Your mirror would cease to be a mirror in very short order by either sheer ablation or the formation of oxides, reducing its ability to reflect, causing the absorption of more energy, at which point your mirror ablates. HTH.
No mirror is 100% reflective; a fraction of light energy is absorbed by the material making up the mirror. The reflective portion of a mirror is a metal film. A high-energy laser will overcome its reflective properties and burn the metal film. There are metals (like beryllium) that will reflect up to 98% of light energy, but the cost to cover an entire vehicle or structure in thick enough beryllium to negate the effects of the laser would be stupendous (and you would have to cover everything; lasers are intended to be surgical weapons; an operator would strike un-mirrored targets when possible, assuming mirror armor becomes a real thing).
The power to destroy an Iranian rubber dinghy is insignificant next to the power of the Force.

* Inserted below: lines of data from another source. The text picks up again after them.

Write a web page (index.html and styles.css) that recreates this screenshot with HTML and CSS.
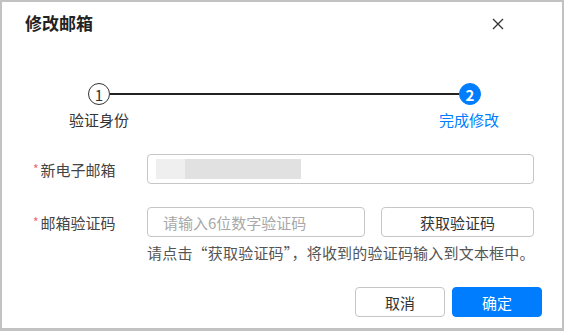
FILE: index.html
```html
<!DOCTYPE html>
<html lang="zh-CN">
<head>
  <meta charset="UTF-8">
  <title>修改邮箱</title>
  <link rel="stylesheet" href="styles.css">
</head>
<body>

  <div class="dialog">
    <div class="dialog-header">
      <h2 class="dialog-title">修改邮箱</h2>
      <button class="close-btn" type="button" aria-label="关闭">
        <svg width="12" height="12" viewBox="0 0 12 12"><path d="M1 1 L11 11 M11 1 L1 11" stroke="#333" stroke-width="1.3" fill="none"/></svg>
      </button>
    </div>

    <!-- steps -->
    <div class="steps">
      <div class="steps-track">
        <span class="step-dot">1</span>
        <span class="step-line"></span>
        <span class="step-dot active">2</span>
      </div>
      <div class="steps-labels">
        <span class="step-label">验证身份</span>
        <span class="step-label active">完成修改</span>
      </div>
    </div>

    <form class="form">
      <div class="form-row">
        <label class="form-label"><span class="req">*</span>新电子邮箱</label>
        <div class="field email-field">
          <span class="mask mask-a"></span><span class="mask mask-b"></span>
        </div>
      </div>

      <div class="form-row row-code">
        <label class="form-label"><span class="req">*</span>邮箱验证码</label>
        <input class="field code-input" type="text" placeholder="请输入6位数字验证码">
        <button class="btn code-btn" type="button">获取验证码</button>
      </div>
      <p class="hint">请点击“获取验证码”，将收到的验证码输入到文本框中。</p>
    </form>

    <div class="dialog-footer">
      <button class="btn" type="button">取消</button>
      <button class="btn btn-primary" type="button">确定</button>
    </div>
  </div>

</body>
</html>
```

FILE: styles.css
```css
* { box-sizing: border-box; }
html, body { margin: 0; padding: 0; }
body {
  background-color: #c2c2c2;
  font-family: "Noto Sans CJK SC", "Noto Sans", sans-serif;
  color: #333;
  font-size: 15px;
  padding: 2px 2px 3px;
}
.dialog {
  background-color: #fff;
  height: 326px;
  padding: 9px 20px 0 23px;
}
.dialog-header {
  display: flex; justify-content: space-between; align-items: center;
  height: 24px;
}
.dialog-title {
  margin: 0; font-size: 17px; line-height: 24px; font-weight: bold; color: #222;
}
.close-btn {
  border: none; background: none; padding: 0; margin-right: 38px; margin-top: 2px;
  width: 12px; height: 12px; display: flex; cursor: pointer;
}

.steps { margin-top: 48px; }
.steps-track {
  display: flex; align-items: center; margin: 0 61px 0 63px;
}
.step-dot {
  width: 22px; height: 22px; border-radius: 50%;
  border: 1px solid #333; color: #333;
  display: flex; align-items: center; justify-content: center;
  font-size: 15px; line-height: 1;
}
.step-dot.active {
  background-color: #007dff; border-color: #007dff; color: #fff; font-weight: bold;
}
.step-line { flex: 1; height: 2px; background-color: #222; }
.steps-labels {
  display: flex; justify-content: space-between;
  margin: 5px 43px 0 44px; line-height: 20px;
}
.step-label.active { color: #007dff; }

.form { margin-top: 24px; padding-right: 8px; }
.form-row { display: flex; align-items: center; height: 30px; }
.row-code { margin-top: 23px; gap: 16px; }
.form-label { width: 122px; flex-shrink: 0; padding-left: 8px; color: #444; }
.row-code .form-label { margin-right: -16px; }
.req { color: #f0607a; font-size: 12px; margin-right: 2px; vertical-align: 2px; }
.field {
  height: 30px; border: 1px solid #c6c6c6; border-radius: 4px;
  font-family: inherit; font-size: 15px; color: #333;
}
.email-field { flex: 1; display: flex; align-items: center; padding-left: 8px; }
.mask { display: block; height: 20px; }
.mask-a { width: 29px; background-color: #efefef; }
.mask-b { width: 116px; background-color: #e1e1e1; }
.code-input { width: 218px; padding: 0 15px; outline: none; }
.code-input::placeholder { color: #a8a8a8; }
.hint {
  margin: 6px 0 0 122px; line-height: 20px; color: #555;
  letter-spacing: 0.2px; white-space: nowrap;
}

.btn {
  height: 30px; border: 1px solid #c6c6c6; border-radius: 4px;
  background-color: #fff; color: #333; font-family: inherit; font-size: 15px;
  cursor: pointer; padding: 0;
}
.code-btn { flex: 1; }
.dialog-footer {
  display: flex; justify-content: flex-end; gap: 7px; margin-top: 24px;
}
.dialog-footer .btn { width: 90px; }
.btn-primary { background-color: #007dff; border-color: #007dff; color: #fff; }
```
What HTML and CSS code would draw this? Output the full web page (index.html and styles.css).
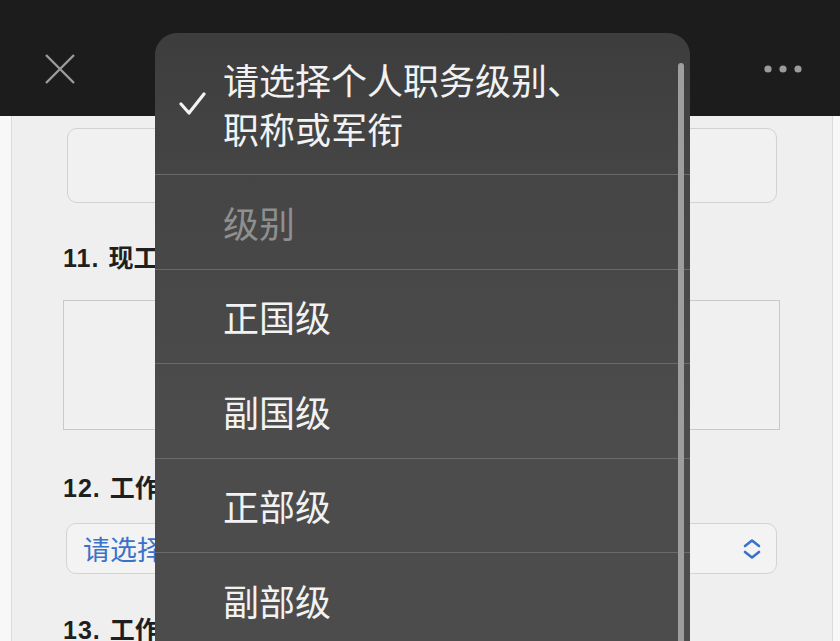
FILE: index.html
```html
<!DOCTYPE html>
<html lang="zh-CN">
<head>
    <meta charset="UTF-8">
    <meta name="viewport" content="width=device-width, initial-scale=1.0">
    <title>问卷</title>
    <link rel="stylesheet" href="styles.css">
</head>
<body>
    <div class="screen">
        <header class="topbar">
            <svg class="close-icon" width="32" height="32" viewBox="0 0 32 32">
                <path d="M2 2 L30 30 M30 2 L2 30" stroke="#9b9b9b" stroke-width="2.4" fill="none"/>
            </svg>
            <svg class="more-icon" width="40" height="10" viewBox="0 0 40 10">
                <circle cx="6" cy="5" r="3.6" fill="#9b9b9b"/>
                <circle cx="21" cy="5" r="3.6" fill="#9b9b9b"/>
                <circle cx="36" cy="5" r="3.6" fill="#9b9b9b"/>
            </svg>
        </header>

        <main class="page">
            <div class="card">
                <div class="text-input"></div>

                <div class="question"><span class="num">11.</span>现工作单位及部门</div>
                <div class="textarea"></div>

                <div class="question"><span class="num">12.</span>工作职务级别</div>
                <div class="select">
                    <span class="select-text">请选择个人职务级别、职称或军衔</span>
                    <svg class="select-arrows" width="20" height="22" viewBox="0 0 20 22">
                        <path d="M3 8 L10 2.5 L17 8 M3 14 L10 19.5 L17 14" stroke="#3a72c9" stroke-width="2.6" fill="none" stroke-linecap="round" stroke-linejoin="round"/>
                    </svg>
                </div>

                <div class="question"><span class="num">13.</span>工作单位所在地</div>
            </div>
        </main>

        <div class="picker">
            <div class="picker-item picker-selected">
                <svg class="check" width="28" height="24" viewBox="0 0 28 24">
                    <path d="M2 12 L10 21 L25 2" stroke="#f2f2f2" stroke-width="3.2" fill="none" stroke-linecap="round" stroke-linejoin="round"/>
                </svg>
                <span class="picker-label">请选择个人职务级别、<br>职称或军衔</span>
            </div>
            <div class="picker-item picker-group">级别</div>
            <div class="picker-item">正国级</div>
            <div class="picker-item">副国级</div>
            <div class="picker-item">正部级</div>
            <div class="picker-item">副部级</div>
            <div class="picker-scrollbar"></div>
        </div>
    </div>
</body>
</html>
```

FILE: styles.css
```css
* {
    box-sizing: border-box;
}

body {
    margin: 0;
    font-family: "Noto Sans CJK SC", "Noto Sans", sans-serif;
    background: #f8f8f8;
    overflow: hidden;
}

.screen {
    position: relative;
    width: 840px;
    height: 641px;
    overflow: hidden;
}

.topbar {
    height: 116px;
    background: #1c1c1c;
    display: flex;
    justify-content: space-between;
    align-items: flex-start;
    padding: 53px 38px 0 44px;
}

.more-icon {
    margin-top: 11px;
}

.page {
    padding: 0 7px 0 11px;
}

.card {
    background: #efefef;
    border-left: 1px solid #dcdcdc;
    border-right: 1px solid #dcdcdc;
    padding: 12px 52px 0 51px;
    height: 525px;
}

.text-input {
    height: 75px;
    margin: 0 3px 0 4px;
    background: #f1f1f1;
    border: 1.5px solid #d2d2d2;
    border-radius: 10px;
}

.question {
    font-family: "Liberation Sans", "Noto Sans CJK SC", sans-serif;
    font-weight: bold;
    font-size: 25px;
    line-height: 36px;
    color: #1f1f1f;
    margin-top: 37px;
    margin-bottom: 24px;
    white-space: nowrap;
}

.num {
    letter-spacing: 1px;
    margin-right: 9px;
}

.textarea {
    height: 130px;
    background: #f0f0f0;
    border: 1.5px solid #c9c9c9;
}

.textarea + .question {
    margin-top: 40px;
    margin-bottom: 17px;
}

.select {
    height: 51px;
    margin: 0 3px;
    background: #f3f3f3;
    border: 1.5px solid #d3d3d3;
    border-radius: 10px;
    display: flex;
    align-items: center;
    justify-content: space-between;
    padding: 0 14px 0 16px;
}

.select-text {
    font-size: 27px;
    color: #3a72c9;
    white-space: nowrap;
    overflow: hidden;
}

.select + .question {
    margin-top: 38px;
}

/* native picker popover */
.picker {
    position: absolute;
    left: 155px;
    top: 33px;
    width: 535px;
    height: 660px;
    border-radius: 22px;
    background: linear-gradient(#3d3d3d 0, #454545 140px, #4c4c4c 400px);
    overflow: hidden;
    color: #f2f2f2;
}

.picker-item {
    height: 94.5px;
    display: flex;
    align-items: center;
    padding-left: 68px;
    font-size: 36px;
    border-top: 1px solid #6a6a6a;
}

.picker-selected {
    height: 141px;
    border-top: none;
    position: relative;
    padding-top: 1px;
}

.picker-label {
    line-height: 49px;
}

.check {
    position: absolute;
    left: 24px;
    top: 59px;
}

.picker-group {
    color: #8f8f8f;
}

.picker-scrollbar {
    position: absolute;
    right: 6px;
    top: 30px;
    width: 6px;
    height: 700px;
    border-radius: 3px;
    background: #9e9e9e;
}
```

LaWS is rather unique. Its just a proof of concept test to see if what they will encounter when they put a laser weapon on a ship operationally. This is a step past what they are doing with the X-47b. However, there are no 'X Planes' for lasers, really. LaWS ought to be viewed from that POV. OTOH, HELLADS is a step or two (or more) further along the technology curve than LaWS. Under current Pentagon procurement law, we'll have a laser weapon for ships and/or aircraft by 2020. If we didn't have to go through the insanity of that system, we could have one in a couple years. 2nd, I used to work at HELSTF. I regularly watched pundits claim things we did /that/ day were impossible with the current technology or that there was an easy counter to what we'd done (as if we hadn't tested that first). Talking heads, even ones which have some background in a subject, ought to be taken with a grain of salt. In fact, the BoAS has an axe to grind. Opposition to SDI-like weapons is historical at this point and ought to be taken in that light. Likewise, anything put out there by a defense contractor ought to be taken with an equally large grain of salt, especially one of the beltway bandits.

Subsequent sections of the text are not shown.